The Touch ID fingerprint sensor is one of the hallmark security features of the iPhone which, along with the Secure Enclave, protects your data from prying eyes and authorities while enabling you to use a long and secure passcode or passphrase without having to enter it every time you unlock your device. In addition to existing security features, Apple is now hardening the system by enforcing passcode entry after a set time.

Our colleagues at Macworld discovered how Apple apparently implemented a new Touch ID security policy, which aims to harden iOS security by forcing the user – or anyone in possession of your iOS device – to enter the passcode in certain conditions. If an iPhone has not been unlocked in the past 6 days using the passcode and/or hasn’t been unlocked using the fingerprint in the past 8 hours, manual passcode entry is required.
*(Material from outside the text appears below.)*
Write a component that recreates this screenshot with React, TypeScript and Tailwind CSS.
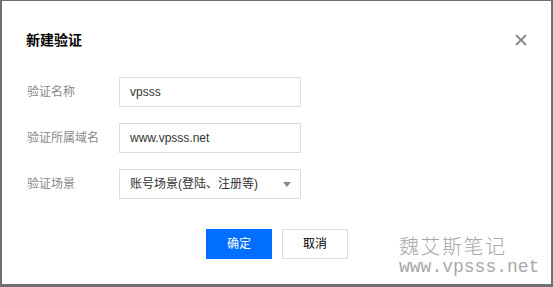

According to an Apple spokesperson, this security feature had already been in place since the launch of iOS 9, but has only been discovered by the press just now. The earlier set of security rules worked like so: If the iPhone had not been unlocked in the past 48 hours, switched off or rebooted, or five failed Touch ID authentication attempts were registered, your passcode was required to log into the system. More details are available in Apple’s official security guidelines for iOS 9.3 and later. The change to the security policy might have coincided with Apple’s clash with the FBI, but the causality for the change is entirely unknown.